WHAT IS NEEDED
Output the material word for word. Leave each picture out.

DATA LINES
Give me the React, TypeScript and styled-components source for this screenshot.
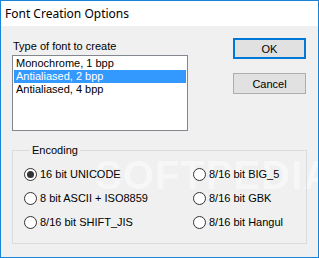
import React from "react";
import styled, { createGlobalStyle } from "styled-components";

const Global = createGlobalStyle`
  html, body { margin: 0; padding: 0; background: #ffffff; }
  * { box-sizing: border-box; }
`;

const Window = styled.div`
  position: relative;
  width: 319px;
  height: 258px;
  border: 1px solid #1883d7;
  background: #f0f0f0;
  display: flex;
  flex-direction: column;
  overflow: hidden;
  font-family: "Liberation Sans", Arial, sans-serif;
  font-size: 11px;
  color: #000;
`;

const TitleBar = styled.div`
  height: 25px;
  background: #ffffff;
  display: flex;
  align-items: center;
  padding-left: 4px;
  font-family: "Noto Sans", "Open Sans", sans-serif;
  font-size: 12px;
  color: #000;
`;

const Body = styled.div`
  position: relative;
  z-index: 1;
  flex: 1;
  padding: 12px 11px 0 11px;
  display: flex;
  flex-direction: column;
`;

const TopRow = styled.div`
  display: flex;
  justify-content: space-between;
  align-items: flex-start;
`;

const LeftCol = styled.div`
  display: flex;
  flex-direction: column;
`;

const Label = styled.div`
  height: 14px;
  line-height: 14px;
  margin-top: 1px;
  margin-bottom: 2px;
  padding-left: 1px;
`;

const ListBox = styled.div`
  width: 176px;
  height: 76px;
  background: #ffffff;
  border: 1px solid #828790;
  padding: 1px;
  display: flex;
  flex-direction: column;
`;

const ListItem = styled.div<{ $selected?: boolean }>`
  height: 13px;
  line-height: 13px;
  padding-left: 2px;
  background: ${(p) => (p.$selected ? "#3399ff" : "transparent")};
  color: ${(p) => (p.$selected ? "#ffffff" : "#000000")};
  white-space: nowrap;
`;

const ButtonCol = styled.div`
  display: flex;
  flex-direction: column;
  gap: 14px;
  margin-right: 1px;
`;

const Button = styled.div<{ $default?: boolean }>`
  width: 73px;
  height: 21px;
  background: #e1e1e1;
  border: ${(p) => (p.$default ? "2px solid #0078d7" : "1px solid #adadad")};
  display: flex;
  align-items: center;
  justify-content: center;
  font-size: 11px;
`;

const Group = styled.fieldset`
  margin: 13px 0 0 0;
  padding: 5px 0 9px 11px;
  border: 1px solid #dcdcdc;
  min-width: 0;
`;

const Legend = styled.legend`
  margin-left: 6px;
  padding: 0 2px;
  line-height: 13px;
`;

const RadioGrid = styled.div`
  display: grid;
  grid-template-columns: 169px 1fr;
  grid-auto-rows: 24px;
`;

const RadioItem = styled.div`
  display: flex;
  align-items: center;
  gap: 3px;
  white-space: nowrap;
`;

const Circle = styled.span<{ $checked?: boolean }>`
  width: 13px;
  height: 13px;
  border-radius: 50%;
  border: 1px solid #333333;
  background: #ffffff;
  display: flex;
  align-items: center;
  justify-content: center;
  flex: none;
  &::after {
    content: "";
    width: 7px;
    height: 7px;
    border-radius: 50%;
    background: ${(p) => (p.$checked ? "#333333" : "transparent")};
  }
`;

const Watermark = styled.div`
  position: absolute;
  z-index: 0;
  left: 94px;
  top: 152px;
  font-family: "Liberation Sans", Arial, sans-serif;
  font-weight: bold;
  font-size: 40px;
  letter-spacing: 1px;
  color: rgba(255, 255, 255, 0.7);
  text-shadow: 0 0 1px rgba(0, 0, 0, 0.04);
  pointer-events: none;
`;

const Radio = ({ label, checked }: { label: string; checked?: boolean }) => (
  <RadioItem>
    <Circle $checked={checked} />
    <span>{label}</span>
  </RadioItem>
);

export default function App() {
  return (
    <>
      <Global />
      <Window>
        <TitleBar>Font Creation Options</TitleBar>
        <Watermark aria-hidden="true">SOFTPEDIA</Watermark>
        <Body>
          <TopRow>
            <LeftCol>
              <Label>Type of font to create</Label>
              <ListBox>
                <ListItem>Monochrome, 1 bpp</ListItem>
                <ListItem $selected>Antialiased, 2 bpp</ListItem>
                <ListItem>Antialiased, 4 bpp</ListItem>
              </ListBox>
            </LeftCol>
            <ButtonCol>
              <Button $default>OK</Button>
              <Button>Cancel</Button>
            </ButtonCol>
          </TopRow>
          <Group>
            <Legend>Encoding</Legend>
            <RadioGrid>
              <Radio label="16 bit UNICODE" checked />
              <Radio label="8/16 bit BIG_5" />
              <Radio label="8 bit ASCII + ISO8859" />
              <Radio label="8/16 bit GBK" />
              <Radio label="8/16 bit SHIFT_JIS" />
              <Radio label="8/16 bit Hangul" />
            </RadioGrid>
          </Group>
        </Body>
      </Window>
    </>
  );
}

RESULT OF THIS EXERCISE
Give me the React, TypeScript and styled-components source for this screenshot.
import React from "react";
import styled, { createGlobalStyle } from "styled-components";

const Global = createGlobalStyle`
  html, body { margin: 0; padding: 0; background: #ffffff; }
  * { box-sizing: border-box; }
`;

const Window = styled.div`
  position: relative;
  width: 319px;
  height: 258px;
  border: 1px solid #1883d7;
  background: #f0f0f0;
  display: flex;
  flex-direction: column;
  overflow: hidden;
  font-family: "Liberation Sans", Arial, sans-serif;
  font-size: 11px;
  color: #000;
`;

const TitleBar = styled.div`
  height: 25px;
  background: #ffffff;
  display: flex;
  align-items: center;
  padding-left: 4px;
  font-family: "Noto Sans", "Open Sans", sans-serif;
  font-size: 12px;
  color: #000;
`;

const Body = styled.div`
  position: relative;
  z-index: 1;
  flex: 1;
  padding: 12px 11px 0 11px;
  display: flex;
  flex-direction: column;
`;

const TopRow = styled.div`
  display: flex;
  justify-content: space-between;
  align-items: flex-start;
`;

const LeftCol = styled.div`
  display: flex;
  flex-direction: column;
`;

const Label = styled.div`
  height: 14px;
  line-height: 14px;
  margin-top: 1px;
  margin-bottom: 2px;
  padding-left: 1px;
`;

const ListBox = styled.div`
  width: 176px;
  height: 76px;
  background: #ffffff;
  border: 1px solid #828790;
  padding: 1px;
  display: flex;
  flex-direction: column;
`;

const ListItem = styled.div<{ $selected?: boolean }>`
  height: 13px;
  line-height: 13px;
  padding-left: 2px;
  background: ${(p) => (p.$selected ? "#3399ff" : "transparent")};
  color: ${(p) => (p.$selected ? "#ffffff" : "#000000")};
  white-space: nowrap;
`;

const ButtonCol = styled.div`
  display: flex;
  flex-direction: column;
  gap: 14px;
  margin-right: 1px;
`;

const Button = styled.div<{ $default?: boolean }>`
  width: 73px;
  height: 21px;
  background: #e1e1e1;
  border: ${(p) => (p.$default ? "2px solid #0078d7" : "1px solid #adadad")};
  display: flex;
  align-items: center;
  justify-content: center;
  font-size: 11px;
`;

const Group = styled.fieldset`
  margin: 13px 0 0 0;
  padding: 5px 0 9px 11px;
  border: 1px solid #dcdcdc;
  min-width: 0;
`;

const Legend = styled.legend`
  margin-left: 6px;
  padding: 0 2px;
  line-height: 13px;
`;

const RadioGrid = styled.div`
  display: grid;
  grid-template-columns: 169px 1fr;
  grid-auto-rows: 24px;
`;

const RadioItem = styled.div`
  display: flex;
  align-items: center;
  gap: 3px;
  white-space: nowrap;
`;

const Circle = styled.span<{ $checked?: boolean }>`
  width: 13px;
  height: 13px;
  border-radius: 50%;
  border: 1px solid #333333;
  background: #ffffff;
  display: flex;
  align-items: center;
  justify-content: center;
  flex: none;
  &::after {
    content: "";
    width: 7px;
    height: 7px;
    border-radius: 50%;
    background: ${(p) => (p.$checked ? "#333333" : "transparent")};
  }
`;

const Watermark = styled.div`
  position: absolute;
  z-index: 0;
  left: 94px;
  top: 152px;
  font-family: "Liberation Sans", Arial, sans-serif;
  font-weight: bold;
  font-size: 40px;
  letter-spacing: 1px;
  color: rgba(255, 255, 255, 0.7);
  text-shadow: 0 0 1px rgba(0, 0, 0, 0.04);
  pointer-events: none;
`;

const Radio = ({ label, checked }: { label: string; checked?: boolean }) => (
  <RadioItem>
    <Circle $checked={checked} />
    <span>{label}</span>
  </RadioItem>
);

export default function App() {
  return (
    <>
      <Global />
      <Window>
        <TitleBar>Font Creation Options</TitleBar>
        <Watermark aria-hidden="true">SOFTPEDIA</Watermark>
        <Body>
          <TopRow>
            <LeftCol>
              <Label>Type of font to create</Label>
              <ListBox>
                <ListItem>Monochrome, 1 bpp</ListItem>
                <ListItem $selected>Antialiased, 2 bpp</ListItem>
                <ListItem>Antialiased, 4 bpp</ListItem>
              </ListBox>
            </LeftCol>
            <ButtonCol>
              <Button $default>OK</Button>
              <Button>Cancel</Button>
            </ButtonCol>
          </TopRow>
          <Group>
            <Legend>Encoding</Legend>
            <RadioGrid>
              <Radio label="16 bit UNICODE" checked />
              <Radio label="8/16 bit BIG_5" />
              <Radio label="8 bit ASCII + ISO8859" />
              <Radio label="8/16 bit GBK" />
              <Radio label="8/16 bit SHIFT_JIS" />
              <Radio label="8/16 bit Hangul" />
            </RadioGrid>
          </Group>
        </Body>
      </Window>
    </>
  );
}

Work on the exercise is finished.